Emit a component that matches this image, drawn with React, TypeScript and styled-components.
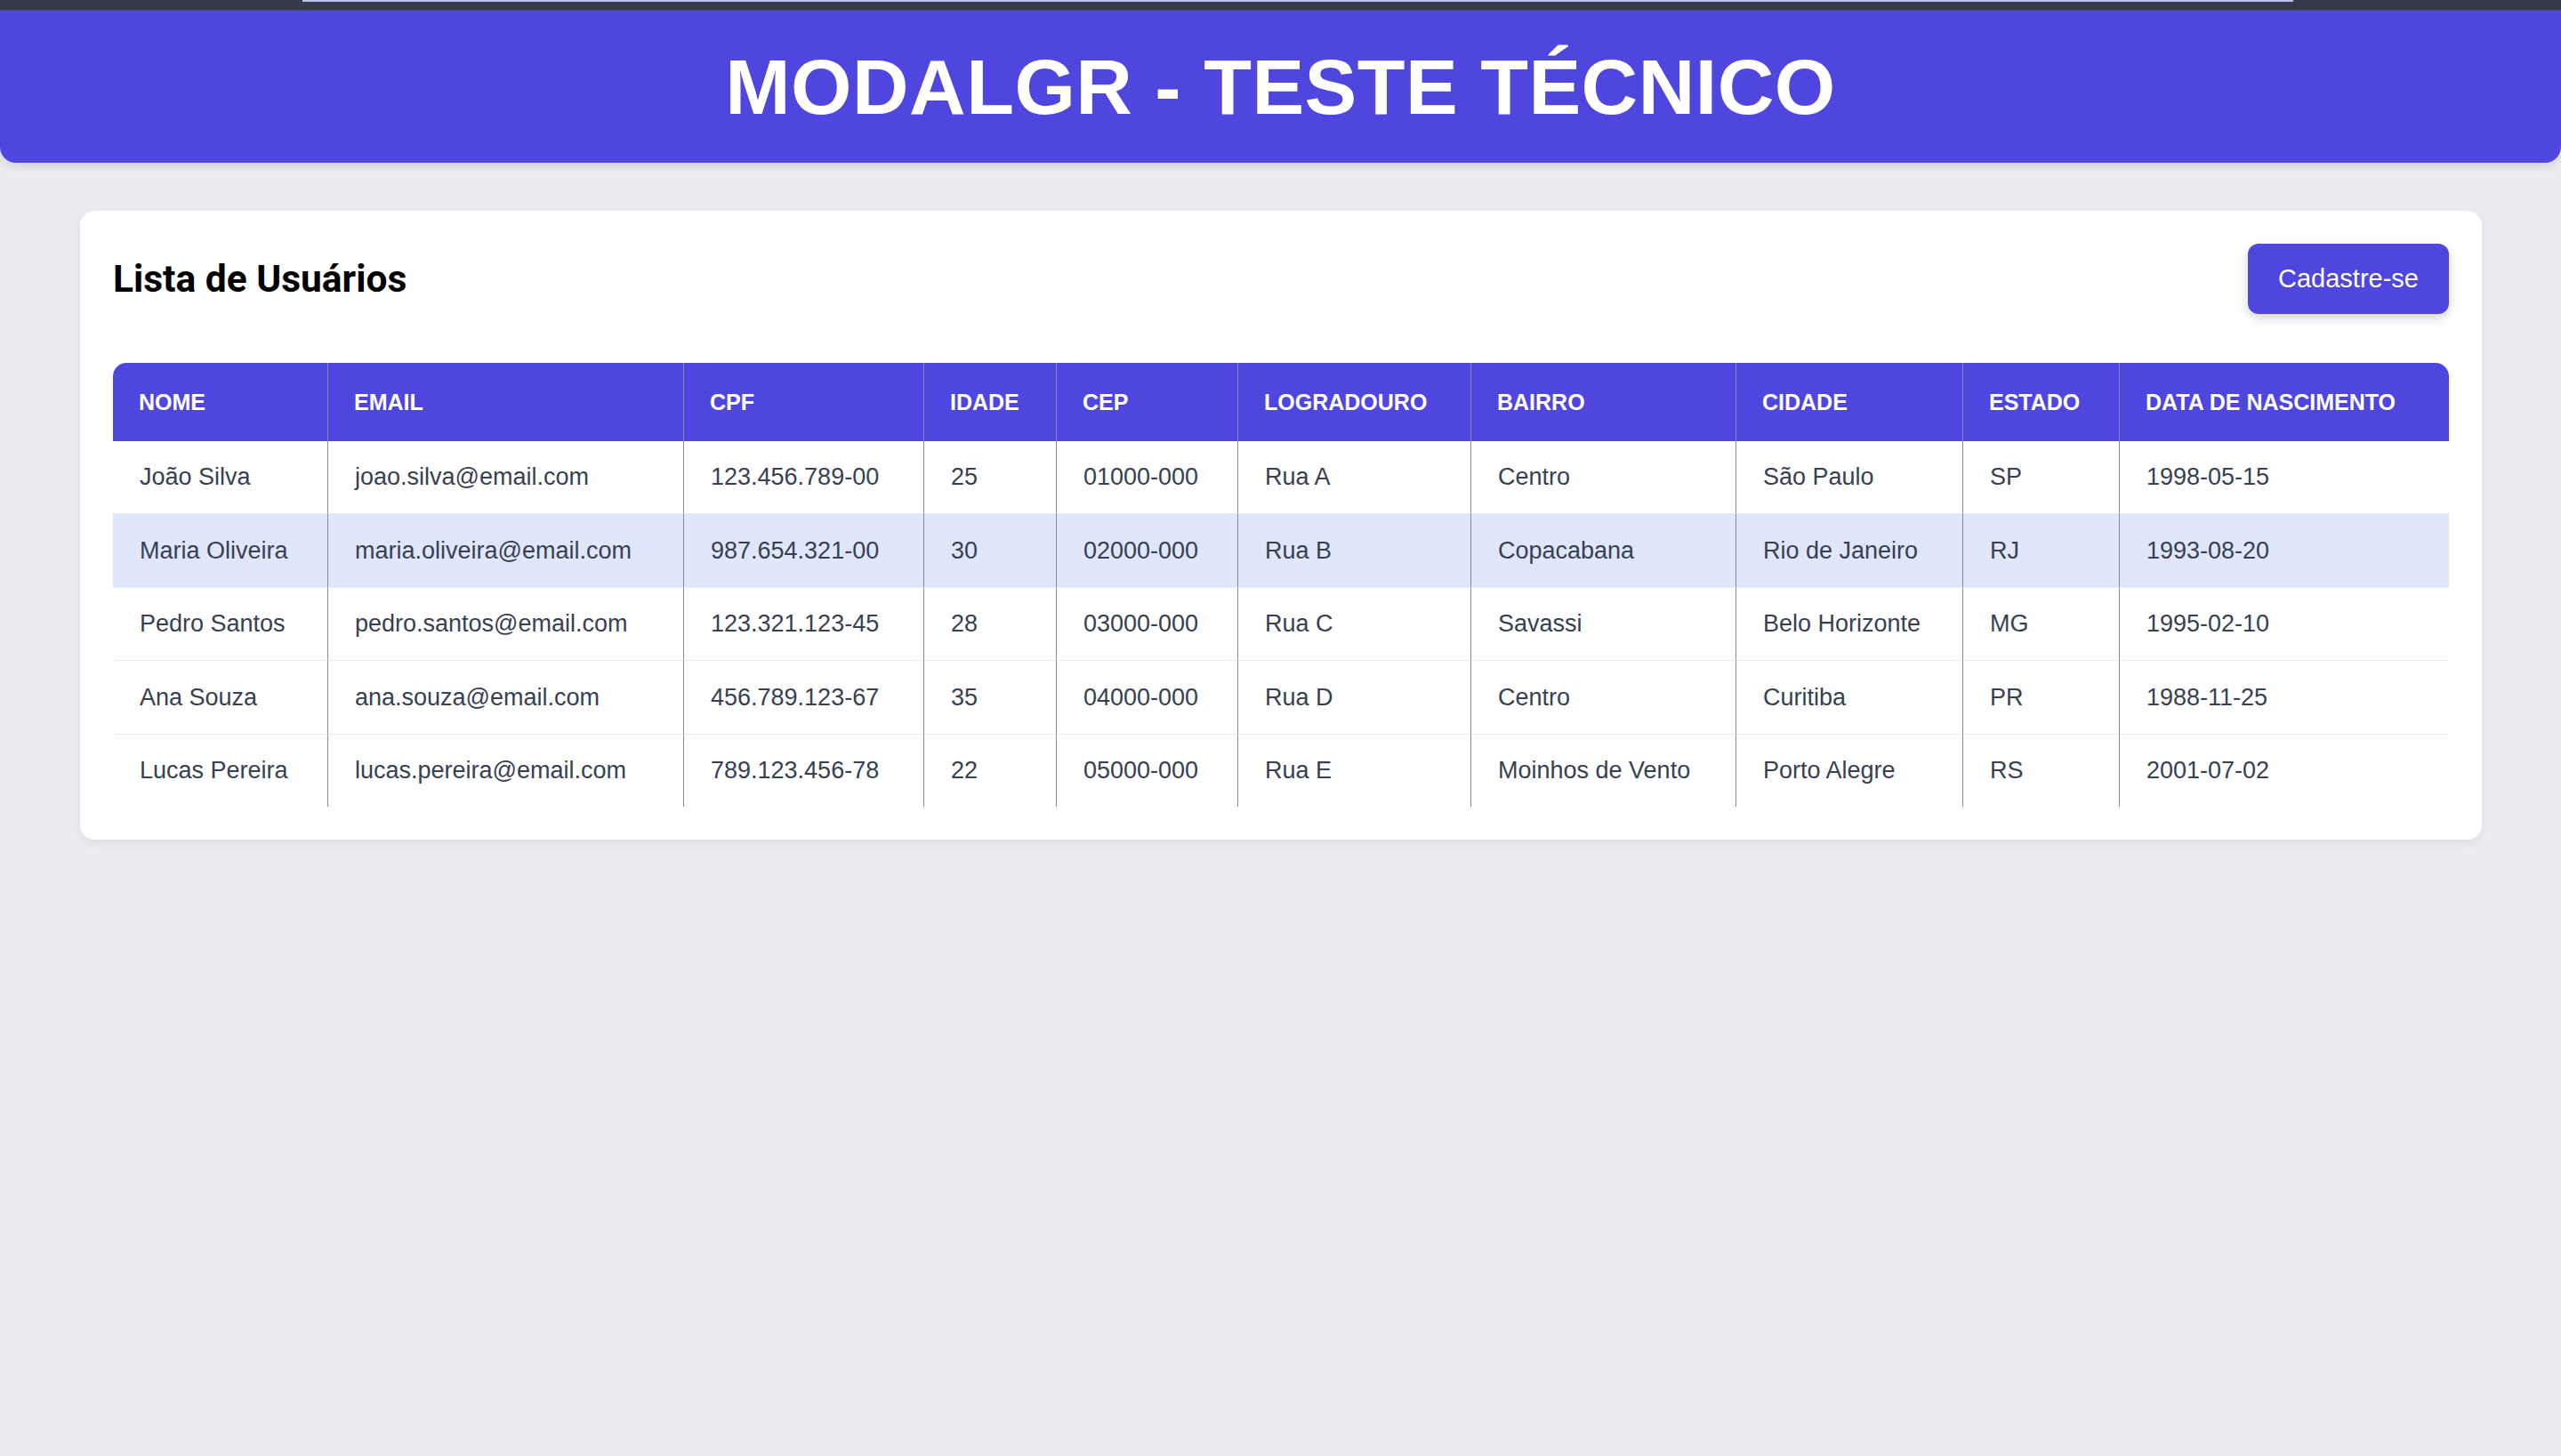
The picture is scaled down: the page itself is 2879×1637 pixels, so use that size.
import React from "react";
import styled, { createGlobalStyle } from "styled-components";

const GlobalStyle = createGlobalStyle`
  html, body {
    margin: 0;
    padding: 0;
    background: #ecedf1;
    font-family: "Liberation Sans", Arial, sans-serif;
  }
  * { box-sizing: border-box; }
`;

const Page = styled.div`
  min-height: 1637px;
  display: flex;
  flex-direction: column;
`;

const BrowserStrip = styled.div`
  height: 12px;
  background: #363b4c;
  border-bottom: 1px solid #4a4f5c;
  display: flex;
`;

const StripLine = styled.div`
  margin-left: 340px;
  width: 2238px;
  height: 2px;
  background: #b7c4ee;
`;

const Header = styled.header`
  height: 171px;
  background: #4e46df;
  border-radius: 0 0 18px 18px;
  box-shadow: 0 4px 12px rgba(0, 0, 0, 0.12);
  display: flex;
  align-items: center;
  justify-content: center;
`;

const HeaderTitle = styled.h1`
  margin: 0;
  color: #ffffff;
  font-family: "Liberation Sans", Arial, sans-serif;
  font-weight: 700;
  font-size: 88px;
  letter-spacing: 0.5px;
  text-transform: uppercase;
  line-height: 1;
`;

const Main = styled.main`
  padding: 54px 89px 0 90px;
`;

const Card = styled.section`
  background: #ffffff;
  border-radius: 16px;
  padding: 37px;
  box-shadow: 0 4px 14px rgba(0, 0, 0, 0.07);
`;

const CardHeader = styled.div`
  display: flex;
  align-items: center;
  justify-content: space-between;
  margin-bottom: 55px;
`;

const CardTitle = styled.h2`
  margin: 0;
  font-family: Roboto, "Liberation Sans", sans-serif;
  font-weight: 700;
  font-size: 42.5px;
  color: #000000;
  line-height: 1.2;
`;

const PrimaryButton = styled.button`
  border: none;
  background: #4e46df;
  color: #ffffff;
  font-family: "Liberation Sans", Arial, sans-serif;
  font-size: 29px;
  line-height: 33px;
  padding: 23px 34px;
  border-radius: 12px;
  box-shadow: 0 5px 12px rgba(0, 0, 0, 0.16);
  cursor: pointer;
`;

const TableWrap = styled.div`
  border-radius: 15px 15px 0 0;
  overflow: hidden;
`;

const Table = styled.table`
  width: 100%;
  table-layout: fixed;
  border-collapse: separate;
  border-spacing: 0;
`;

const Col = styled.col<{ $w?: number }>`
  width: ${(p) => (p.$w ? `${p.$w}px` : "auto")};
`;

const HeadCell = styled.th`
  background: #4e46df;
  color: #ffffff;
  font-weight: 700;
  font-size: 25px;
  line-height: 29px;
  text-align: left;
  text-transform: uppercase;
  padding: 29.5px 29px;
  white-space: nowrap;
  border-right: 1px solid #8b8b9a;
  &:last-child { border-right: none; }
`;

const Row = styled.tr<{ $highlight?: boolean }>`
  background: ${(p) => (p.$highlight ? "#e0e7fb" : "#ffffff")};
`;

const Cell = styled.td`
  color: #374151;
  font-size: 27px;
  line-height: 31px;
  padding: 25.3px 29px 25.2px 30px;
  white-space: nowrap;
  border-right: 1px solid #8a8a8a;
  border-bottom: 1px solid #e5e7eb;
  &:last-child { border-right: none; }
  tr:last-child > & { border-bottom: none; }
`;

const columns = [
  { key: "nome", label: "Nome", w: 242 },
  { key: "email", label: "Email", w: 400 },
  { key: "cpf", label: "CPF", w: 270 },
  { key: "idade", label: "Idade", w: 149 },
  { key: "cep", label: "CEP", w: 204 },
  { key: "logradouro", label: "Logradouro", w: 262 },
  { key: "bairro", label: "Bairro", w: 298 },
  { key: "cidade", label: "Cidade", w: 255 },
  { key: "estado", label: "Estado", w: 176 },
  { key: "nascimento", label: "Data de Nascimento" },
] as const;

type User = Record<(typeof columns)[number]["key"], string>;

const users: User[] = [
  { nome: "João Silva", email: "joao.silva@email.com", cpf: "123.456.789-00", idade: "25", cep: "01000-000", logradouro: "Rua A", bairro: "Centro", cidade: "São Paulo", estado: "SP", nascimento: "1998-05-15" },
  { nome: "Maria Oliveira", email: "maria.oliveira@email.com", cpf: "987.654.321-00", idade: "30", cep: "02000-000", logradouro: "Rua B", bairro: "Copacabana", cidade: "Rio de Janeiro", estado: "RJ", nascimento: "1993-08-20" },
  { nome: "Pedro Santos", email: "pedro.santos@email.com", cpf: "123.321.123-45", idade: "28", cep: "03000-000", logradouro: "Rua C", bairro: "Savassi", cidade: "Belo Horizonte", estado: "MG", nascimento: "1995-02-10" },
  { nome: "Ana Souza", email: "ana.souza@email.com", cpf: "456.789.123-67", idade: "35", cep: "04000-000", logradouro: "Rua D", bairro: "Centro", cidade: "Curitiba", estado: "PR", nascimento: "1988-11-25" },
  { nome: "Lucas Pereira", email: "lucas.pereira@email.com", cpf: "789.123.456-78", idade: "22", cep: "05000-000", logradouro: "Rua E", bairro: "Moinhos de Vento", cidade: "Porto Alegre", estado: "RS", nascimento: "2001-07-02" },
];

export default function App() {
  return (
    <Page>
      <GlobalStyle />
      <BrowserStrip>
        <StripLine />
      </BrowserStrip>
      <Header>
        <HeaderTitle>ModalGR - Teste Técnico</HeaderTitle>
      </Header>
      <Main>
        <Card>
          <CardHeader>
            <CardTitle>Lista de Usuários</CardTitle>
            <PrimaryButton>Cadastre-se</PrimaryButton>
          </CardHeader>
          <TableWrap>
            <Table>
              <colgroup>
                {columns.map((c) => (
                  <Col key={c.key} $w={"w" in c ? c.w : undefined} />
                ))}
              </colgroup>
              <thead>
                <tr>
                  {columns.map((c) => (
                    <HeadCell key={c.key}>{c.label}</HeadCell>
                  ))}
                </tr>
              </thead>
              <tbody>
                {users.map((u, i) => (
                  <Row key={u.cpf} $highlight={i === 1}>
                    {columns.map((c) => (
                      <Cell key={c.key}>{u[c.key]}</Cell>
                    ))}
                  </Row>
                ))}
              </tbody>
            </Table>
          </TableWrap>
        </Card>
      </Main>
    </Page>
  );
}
* * *
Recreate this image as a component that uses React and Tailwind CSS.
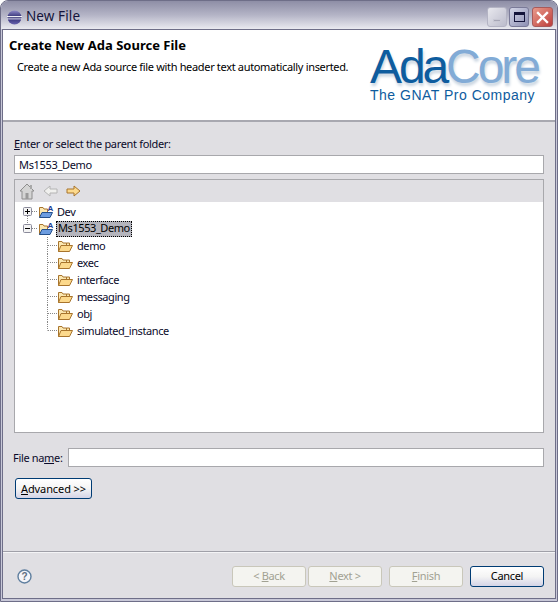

WORK INSTRUCTIONS
Where a line of the entries contains the word "size", copy that line.

THE ANSWER
The picture is scaled down: the page itself is 2879×1637 pixels, so use that size.
  font-size: 88px;
  font-size: 42.5px;
  font-size: 29px;
  font-size: 25px;
  font-size: 27px;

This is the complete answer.